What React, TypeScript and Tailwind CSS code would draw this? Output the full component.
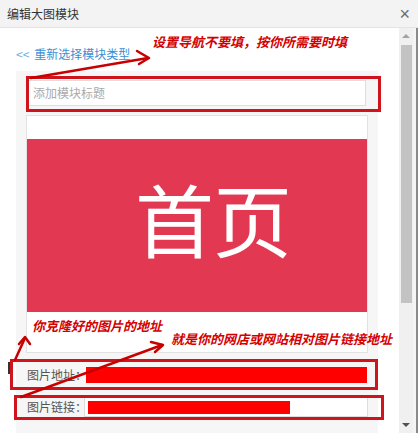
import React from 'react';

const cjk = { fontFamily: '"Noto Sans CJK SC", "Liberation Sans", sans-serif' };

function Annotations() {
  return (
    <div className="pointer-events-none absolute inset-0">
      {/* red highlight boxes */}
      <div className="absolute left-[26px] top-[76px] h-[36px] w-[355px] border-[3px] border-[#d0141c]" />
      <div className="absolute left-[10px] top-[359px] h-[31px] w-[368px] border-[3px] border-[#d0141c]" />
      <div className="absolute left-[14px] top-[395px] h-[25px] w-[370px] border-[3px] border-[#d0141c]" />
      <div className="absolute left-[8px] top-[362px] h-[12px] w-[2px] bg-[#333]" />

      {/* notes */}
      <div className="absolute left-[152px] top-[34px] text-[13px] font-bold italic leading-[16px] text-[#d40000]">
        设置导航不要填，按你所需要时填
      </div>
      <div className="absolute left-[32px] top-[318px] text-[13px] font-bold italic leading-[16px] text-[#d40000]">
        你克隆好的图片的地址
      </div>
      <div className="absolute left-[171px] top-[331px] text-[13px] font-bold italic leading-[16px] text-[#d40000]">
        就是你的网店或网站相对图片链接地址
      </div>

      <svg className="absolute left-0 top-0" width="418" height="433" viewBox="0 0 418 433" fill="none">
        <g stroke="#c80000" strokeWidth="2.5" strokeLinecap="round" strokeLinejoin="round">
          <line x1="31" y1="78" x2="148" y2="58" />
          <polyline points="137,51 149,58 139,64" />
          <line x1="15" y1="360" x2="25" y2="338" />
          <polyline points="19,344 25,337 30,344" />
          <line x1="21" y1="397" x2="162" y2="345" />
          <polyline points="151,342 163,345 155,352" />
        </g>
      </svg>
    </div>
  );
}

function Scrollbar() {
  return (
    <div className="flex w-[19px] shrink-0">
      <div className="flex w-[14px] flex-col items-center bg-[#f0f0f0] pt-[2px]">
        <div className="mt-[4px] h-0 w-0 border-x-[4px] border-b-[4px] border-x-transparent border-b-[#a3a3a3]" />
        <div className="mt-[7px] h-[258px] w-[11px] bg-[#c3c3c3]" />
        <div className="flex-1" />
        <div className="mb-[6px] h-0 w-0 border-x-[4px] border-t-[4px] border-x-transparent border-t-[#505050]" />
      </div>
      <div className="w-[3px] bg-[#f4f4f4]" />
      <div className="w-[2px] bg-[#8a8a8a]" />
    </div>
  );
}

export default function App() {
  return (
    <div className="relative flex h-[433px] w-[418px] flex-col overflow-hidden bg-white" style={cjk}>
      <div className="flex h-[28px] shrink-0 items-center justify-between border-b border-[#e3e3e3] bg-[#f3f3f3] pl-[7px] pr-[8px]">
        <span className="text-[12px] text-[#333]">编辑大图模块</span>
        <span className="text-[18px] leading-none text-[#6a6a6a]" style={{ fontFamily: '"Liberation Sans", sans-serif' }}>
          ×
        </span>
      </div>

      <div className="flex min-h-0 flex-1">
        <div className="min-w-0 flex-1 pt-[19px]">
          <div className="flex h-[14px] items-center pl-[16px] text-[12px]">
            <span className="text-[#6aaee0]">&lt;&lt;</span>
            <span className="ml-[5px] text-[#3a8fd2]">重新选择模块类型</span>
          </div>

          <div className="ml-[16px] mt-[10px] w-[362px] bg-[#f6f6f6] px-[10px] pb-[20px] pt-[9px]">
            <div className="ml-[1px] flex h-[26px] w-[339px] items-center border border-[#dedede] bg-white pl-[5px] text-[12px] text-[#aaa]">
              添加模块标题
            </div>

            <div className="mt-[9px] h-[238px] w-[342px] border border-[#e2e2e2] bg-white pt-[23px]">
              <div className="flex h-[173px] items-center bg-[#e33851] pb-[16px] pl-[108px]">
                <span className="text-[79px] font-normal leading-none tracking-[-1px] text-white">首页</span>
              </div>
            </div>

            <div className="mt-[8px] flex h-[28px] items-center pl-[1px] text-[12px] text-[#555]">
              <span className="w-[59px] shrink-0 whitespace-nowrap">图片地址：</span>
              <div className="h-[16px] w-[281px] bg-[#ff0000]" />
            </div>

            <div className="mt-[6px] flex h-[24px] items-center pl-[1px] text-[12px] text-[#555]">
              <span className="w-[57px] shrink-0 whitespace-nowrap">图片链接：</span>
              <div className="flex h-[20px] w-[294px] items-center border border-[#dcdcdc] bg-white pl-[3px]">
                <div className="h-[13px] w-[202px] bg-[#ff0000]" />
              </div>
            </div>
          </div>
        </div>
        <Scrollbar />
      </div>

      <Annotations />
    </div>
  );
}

## Requirement
Output each line exactly; omit every picture.

## Result of the task
What React, TypeScript and Tailwind CSS code would draw this? Output the full component.
import React from 'react';

const cjk = { fontFamily: '"Noto Sans CJK SC", "Liberation Sans", sans-serif' };

function Annotations() {
  return (
    <div className="pointer-events-none absolute inset-0">
      {/* red highlight boxes */}
      <div className="absolute left-[26px] top-[76px] h-[36px] w-[355px] border-[3px] border-[#d0141c]" />
      <div className="absolute left-[10px] top-[359px] h-[31px] w-[368px] border-[3px] border-[#d0141c]" />
      <div className="absolute left-[14px] top-[395px] h-[25px] w-[370px] border-[3px] border-[#d0141c]" />
      <div className="absolute left-[8px] top-[362px] h-[12px] w-[2px] bg-[#333]" />

      {/* notes */}
      <div className="absolute left-[152px] top-[34px] text-[13px] font-bold italic leading-[16px] text-[#d40000]">
        设置导航不要填，按你所需要时填
      </div>
      <div className="absolute left-[32px] top-[318px] text-[13px] font-bold italic leading-[16px] text-[#d40000]">
        你克隆好的图片的地址
      </div>
      <div className="absolute left-[171px] top-[331px] text-[13px] font-bold italic leading-[16px] text-[#d40000]">
        就是你的网店或网站相对图片链接地址
      </div>

      <svg className="absolute left-0 top-0" width="418" height="433" viewBox="0 0 418 433" fill="none">
        <g stroke="#c80000" strokeWidth="2.5" strokeLinecap="round" strokeLinejoin="round">
          <line x1="31" y1="78" x2="148" y2="58" />
          <polyline points="137,51 149,58 139,64" />
          <line x1="15" y1="360" x2="25" y2="338" />
          <polyline points="19,344 25,337 30,344" />
          <line x1="21" y1="397" x2="162" y2="345" />
          <polyline points="151,342 163,345 155,352" />
        </g>
      </svg>
    </div>
  );
}

function Scrollbar() {
  return (
    <div className="flex w-[19px] shrink-0">
      <div className="flex w-[14px] flex-col items-center bg-[#f0f0f0] pt-[2px]">
        <div className="mt-[4px] h-0 w-0 border-x-[4px] border-b-[4px] border-x-transparent border-b-[#a3a3a3]" />
        <div className="mt-[7px] h-[258px] w-[11px] bg-[#c3c3c3]" />
        <div className="flex-1" />
        <div className="mb-[6px] h-0 w-0 border-x-[4px] border-t-[4px] border-x-transparent border-t-[#505050]" />
      </div>
      <div className="w-[3px] bg-[#f4f4f4]" />
      <div className="w-[2px] bg-[#8a8a8a]" />
    </div>
  );
}

export default function App() {
  return (
    <div className="relative flex h-[433px] w-[418px] flex-col overflow-hidden bg-white" style={cjk}>
      <div className="flex h-[28px] shrink-0 items-center justify-between border-b border-[#e3e3e3] bg-[#f3f3f3] pl-[7px] pr-[8px]">
        <span className="text-[12px] text-[#333]">编辑大图模块</span>
        <span className="text-[18px] leading-none text-[#6a6a6a]" style={{ fontFamily: '"Liberation Sans", sans-serif' }}>
          ×
        </span>
      </div>

      <div className="flex min-h-0 flex-1">
        <div className="min-w-0 flex-1 pt-[19px]">
          <div className="flex h-[14px] items-center pl-[16px] text-[12px]">
            <span className="text-[#6aaee0]">&lt;&lt;</span>
            <span className="ml-[5px] text-[#3a8fd2]">重新选择模块类型</span>
          </div>

          <div className="ml-[16px] mt-[10px] w-[362px] bg-[#f6f6f6] px-[10px] pb-[20px] pt-[9px]">
            <div className="ml-[1px] flex h-[26px] w-[339px] items-center border border-[#dedede] bg-white pl-[5px] text-[12px] text-[#aaa]">
              添加模块标题
            </div>

            <div className="mt-[9px] h-[238px] w-[342px] border border-[#e2e2e2] bg-white pt-[23px]">
              <div className="flex h-[173px] items-center bg-[#e33851] pb-[16px] pl-[108px]">
                <span className="text-[79px] font-normal leading-none tracking-[-1px] text-white">首页</span>
              </div>
            </div>

            <div className="mt-[8px] flex h-[28px] items-center pl-[1px] text-[12px] text-[#555]">
              <span className="w-[59px] shrink-0 whitespace-nowrap">图片地址：</span>
              <div className="h-[16px] w-[281px] bg-[#ff0000]" />
            </div>

            <div className="mt-[6px] flex h-[24px] items-center pl-[1px] text-[12px] text-[#555]">
              <span className="w-[57px] shrink-0 whitespace-nowrap">图片链接：</span>
              <div className="flex h-[20px] w-[294px] items-center border border-[#dcdcdc] bg-white pl-[3px]">
                <div className="h-[13px] w-[202px] bg-[#ff0000]" />
              </div>
            </div>
          </div>
        </div>
        <Scrollbar />
      </div>

      <Annotations />
    </div>
  );
}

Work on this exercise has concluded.